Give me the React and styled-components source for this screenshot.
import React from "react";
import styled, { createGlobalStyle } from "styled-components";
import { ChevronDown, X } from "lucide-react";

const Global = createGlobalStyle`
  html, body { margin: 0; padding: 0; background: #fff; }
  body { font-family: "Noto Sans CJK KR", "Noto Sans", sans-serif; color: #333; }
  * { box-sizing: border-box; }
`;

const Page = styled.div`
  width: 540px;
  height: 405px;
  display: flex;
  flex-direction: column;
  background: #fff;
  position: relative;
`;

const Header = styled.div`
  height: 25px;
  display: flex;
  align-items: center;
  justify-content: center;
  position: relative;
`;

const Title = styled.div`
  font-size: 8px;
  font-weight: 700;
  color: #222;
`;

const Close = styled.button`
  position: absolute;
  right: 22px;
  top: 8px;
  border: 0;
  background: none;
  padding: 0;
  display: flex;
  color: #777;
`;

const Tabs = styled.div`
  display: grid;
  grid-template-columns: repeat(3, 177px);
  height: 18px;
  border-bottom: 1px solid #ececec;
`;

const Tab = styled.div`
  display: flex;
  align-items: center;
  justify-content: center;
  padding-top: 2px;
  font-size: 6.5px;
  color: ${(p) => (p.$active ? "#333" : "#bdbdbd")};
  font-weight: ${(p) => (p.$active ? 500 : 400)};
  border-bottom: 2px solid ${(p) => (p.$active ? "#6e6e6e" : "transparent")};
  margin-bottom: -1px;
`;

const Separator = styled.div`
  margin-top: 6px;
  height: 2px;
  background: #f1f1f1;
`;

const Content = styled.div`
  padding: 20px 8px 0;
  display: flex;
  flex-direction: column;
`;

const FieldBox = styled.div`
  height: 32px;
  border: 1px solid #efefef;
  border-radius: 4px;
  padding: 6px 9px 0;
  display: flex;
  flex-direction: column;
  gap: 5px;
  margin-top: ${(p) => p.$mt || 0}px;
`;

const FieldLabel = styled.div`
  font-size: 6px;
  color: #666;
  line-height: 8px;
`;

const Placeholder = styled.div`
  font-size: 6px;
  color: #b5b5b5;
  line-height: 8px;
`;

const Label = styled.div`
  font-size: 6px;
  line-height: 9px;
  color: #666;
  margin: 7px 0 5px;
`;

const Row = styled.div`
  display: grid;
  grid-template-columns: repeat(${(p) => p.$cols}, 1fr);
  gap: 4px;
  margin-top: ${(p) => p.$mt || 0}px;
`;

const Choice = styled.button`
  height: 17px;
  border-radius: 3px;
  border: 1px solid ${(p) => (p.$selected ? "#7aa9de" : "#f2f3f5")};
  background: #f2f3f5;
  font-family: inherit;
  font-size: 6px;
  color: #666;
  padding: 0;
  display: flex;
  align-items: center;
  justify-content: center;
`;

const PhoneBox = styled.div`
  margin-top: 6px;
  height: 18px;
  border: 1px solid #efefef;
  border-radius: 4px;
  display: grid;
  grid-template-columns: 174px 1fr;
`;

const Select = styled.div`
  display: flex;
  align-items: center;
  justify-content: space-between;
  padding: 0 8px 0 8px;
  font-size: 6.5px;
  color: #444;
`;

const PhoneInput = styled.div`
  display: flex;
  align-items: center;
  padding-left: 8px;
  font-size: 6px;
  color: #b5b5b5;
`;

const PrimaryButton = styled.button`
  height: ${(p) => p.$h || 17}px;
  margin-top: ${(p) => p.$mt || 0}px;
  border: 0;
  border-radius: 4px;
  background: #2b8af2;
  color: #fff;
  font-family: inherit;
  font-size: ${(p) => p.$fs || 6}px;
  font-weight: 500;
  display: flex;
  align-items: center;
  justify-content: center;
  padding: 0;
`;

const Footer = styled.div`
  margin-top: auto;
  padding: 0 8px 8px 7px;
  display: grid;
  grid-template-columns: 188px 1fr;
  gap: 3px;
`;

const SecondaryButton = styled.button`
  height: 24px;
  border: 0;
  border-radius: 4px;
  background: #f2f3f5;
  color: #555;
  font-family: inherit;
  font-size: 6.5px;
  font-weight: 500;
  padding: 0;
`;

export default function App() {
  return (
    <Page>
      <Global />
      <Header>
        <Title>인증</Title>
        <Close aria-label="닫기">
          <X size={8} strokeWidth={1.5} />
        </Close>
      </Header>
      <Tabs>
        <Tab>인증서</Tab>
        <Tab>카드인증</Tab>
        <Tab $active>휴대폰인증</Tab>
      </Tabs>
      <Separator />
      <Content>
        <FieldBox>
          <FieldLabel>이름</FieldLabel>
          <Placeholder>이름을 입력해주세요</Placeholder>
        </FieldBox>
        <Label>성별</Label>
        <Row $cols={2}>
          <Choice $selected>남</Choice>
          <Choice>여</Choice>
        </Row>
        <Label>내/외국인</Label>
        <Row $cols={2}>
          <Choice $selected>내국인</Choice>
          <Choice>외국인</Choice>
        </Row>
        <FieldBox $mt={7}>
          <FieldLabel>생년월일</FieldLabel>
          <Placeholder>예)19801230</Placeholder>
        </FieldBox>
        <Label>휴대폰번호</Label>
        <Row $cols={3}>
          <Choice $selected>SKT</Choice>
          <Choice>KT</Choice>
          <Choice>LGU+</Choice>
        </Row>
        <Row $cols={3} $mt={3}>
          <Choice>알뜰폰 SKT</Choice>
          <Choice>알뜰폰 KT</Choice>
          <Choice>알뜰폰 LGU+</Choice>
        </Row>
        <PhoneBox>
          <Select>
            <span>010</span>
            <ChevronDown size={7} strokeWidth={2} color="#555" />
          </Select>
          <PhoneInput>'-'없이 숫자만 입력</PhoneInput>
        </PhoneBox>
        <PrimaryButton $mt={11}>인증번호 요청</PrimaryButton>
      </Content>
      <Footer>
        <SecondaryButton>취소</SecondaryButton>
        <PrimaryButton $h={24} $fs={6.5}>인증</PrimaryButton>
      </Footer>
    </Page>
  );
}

====

• [WHAT TO WORK ON]
Copy out the material word for word and line for line.

• [EXPECTED ANSWER]
Give me the React and styled-components source for this screenshot.
import React from "react";
import styled, { createGlobalStyle } from "styled-components";
import { ChevronDown, X } from "lucide-react";

const Global = createGlobalStyle`
  html, body { margin: 0; padding: 0; background: #fff; }
  body { font-family: "Noto Sans CJK KR", "Noto Sans", sans-serif; color: #333; }
  * { box-sizing: border-box; }
`;

const Page = styled.div`
  width: 540px;
  height: 405px;
  display: flex;
  flex-direction: column;
  background: #fff;
  position: relative;
`;

const Header = styled.div`
  height: 25px;
  display: flex;
  align-items: center;
  justify-content: center;
  position: relative;
`;

const Title = styled.div`
  font-size: 8px;
  font-weight: 700;
  color: #222;
`;

const Close = styled.button`
  position: absolute;
  right: 22px;
  top: 8px;
  border: 0;
  background: none;
  padding: 0;
  display: flex;
  color: #777;
`;

const Tabs = styled.div`
  display: grid;
  grid-template-columns: repeat(3, 177px);
  height: 18px;
  border-bottom: 1px solid #ececec;
`;

const Tab = styled.div`
  display: flex;
  align-items: center;
  justify-content: center;
  padding-top: 2px;
  font-size: 6.5px;
  color: ${(p) => (p.$active ? "#333" : "#bdbdbd")};
  font-weight: ${(p) => (p.$active ? 500 : 400)};
  border-bottom: 2px solid ${(p) => (p.$active ? "#6e6e6e" : "transparent")};
  margin-bottom: -1px;
`;

const Separator = styled.div`
  margin-top: 6px;
  height: 2px;
  background: #f1f1f1;
`;

const Content = styled.div`
  padding: 20px 8px 0;
  display: flex;
  flex-direction: column;
`;

const FieldBox = styled.div`
  height: 32px;
  border: 1px solid #efefef;
  border-radius: 4px;
  padding: 6px 9px 0;
  display: flex;
  flex-direction: column;
  gap: 5px;
  margin-top: ${(p) => p.$mt || 0}px;
`;

const FieldLabel = styled.div`
  font-size: 6px;
  color: #666;
  line-height: 8px;
`;

const Placeholder = styled.div`
  font-size: 6px;
  color: #b5b5b5;
  line-height: 8px;
`;

const Label = styled.div`
  font-size: 6px;
  line-height: 9px;
  color: #666;
  margin: 7px 0 5px;
`;

const Row = styled.div`
  display: grid;
  grid-template-columns: repeat(${(p) => p.$cols}, 1fr);
  gap: 4px;
  margin-top: ${(p) => p.$mt || 0}px;
`;

const Choice = styled.button`
  height: 17px;
  border-radius: 3px;
  border: 1px solid ${(p) => (p.$selected ? "#7aa9de" : "#f2f3f5")};
  background: #f2f3f5;
  font-family: inherit;
  font-size: 6px;
  color: #666;
  padding: 0;
  display: flex;
  align-items: center;
  justify-content: center;
`;

const PhoneBox = styled.div`
  margin-top: 6px;
  height: 18px;
  border: 1px solid #efefef;
  border-radius: 4px;
  display: grid;
  grid-template-columns: 174px 1fr;
`;

const Select = styled.div`
  display: flex;
  align-items: center;
  justify-content: space-between;
  padding: 0 8px 0 8px;
  font-size: 6.5px;
  color: #444;
`;

const PhoneInput = styled.div`
  display: flex;
  align-items: center;
  padding-left: 8px;
  font-size: 6px;
  color: #b5b5b5;
`;

const PrimaryButton = styled.button`
  height: ${(p) => p.$h || 17}px;
  margin-top: ${(p) => p.$mt || 0}px;
  border: 0;
  border-radius: 4px;
  background: #2b8af2;
  color: #fff;
  font-family: inherit;
  font-size: ${(p) => p.$fs || 6}px;
  font-weight: 500;
  display: flex;
  align-items: center;
  justify-content: center;
  padding: 0;
`;

const Footer = styled.div`
  margin-top: auto;
  padding: 0 8px 8px 7px;
  display: grid;
  grid-template-columns: 188px 1fr;
  gap: 3px;
`;

const SecondaryButton = styled.button`
  height: 24px;
  border: 0;
  border-radius: 4px;
  background: #f2f3f5;
  color: #555;
  font-family: inherit;
  font-size: 6.5px;
  font-weight: 500;
  padding: 0;
`;

export default function App() {
  return (
    <Page>
      <Global />
      <Header>
        <Title>인증</Title>
        <Close aria-label="닫기">
          <X size={8} strokeWidth={1.5} />
        </Close>
      </Header>
      <Tabs>
        <Tab>인증서</Tab>
        <Tab>카드인증</Tab>
        <Tab $active>휴대폰인증</Tab>
      </Tabs>
      <Separator />
      <Content>
        <FieldBox>
          <FieldLabel>이름</FieldLabel>
          <Placeholder>이름을 입력해주세요</Placeholder>
        </FieldBox>
        <Label>성별</Label>
        <Row $cols={2}>
          <Choice $selected>남</Choice>
          <Choice>여</Choice>
        </Row>
        <Label>내/외국인</Label>
        <Row $cols={2}>
          <Choice $selected>내국인</Choice>
          <Choice>외국인</Choice>
        </Row>
        <FieldBox $mt={7}>
          <FieldLabel>생년월일</FieldLabel>
          <Placeholder>예)19801230</Placeholder>
        </FieldBox>
        <Label>휴대폰번호</Label>
        <Row $cols={3}>
          <Choice $selected>SKT</Choice>
          <Choice>KT</Choice>
          <Choice>LGU+</Choice>
        </Row>
        <Row $cols={3} $mt={3}>
          <Choice>알뜰폰 SKT</Choice>
          <Choice>알뜰폰 KT</Choice>
          <Choice>알뜰폰 LGU+</Choice>
        </Row>
        <PhoneBox>
          <Select>
            <span>010</span>
            <ChevronDown size={7} strokeWidth={2} color="#555" />
          </Select>
          <PhoneInput>'-'없이 숫자만 입력</PhoneInput>
        </PhoneBox>
        <PrimaryButton $mt={11}>인증번호 요청</PrimaryButton>
      </Content>
      <Footer>
        <SecondaryButton>취소</SecondaryButton>
        <PrimaryButton $h={24} $fs={6.5}>인증</PrimaryButton>
      </Footer>
    </Page>
  );
}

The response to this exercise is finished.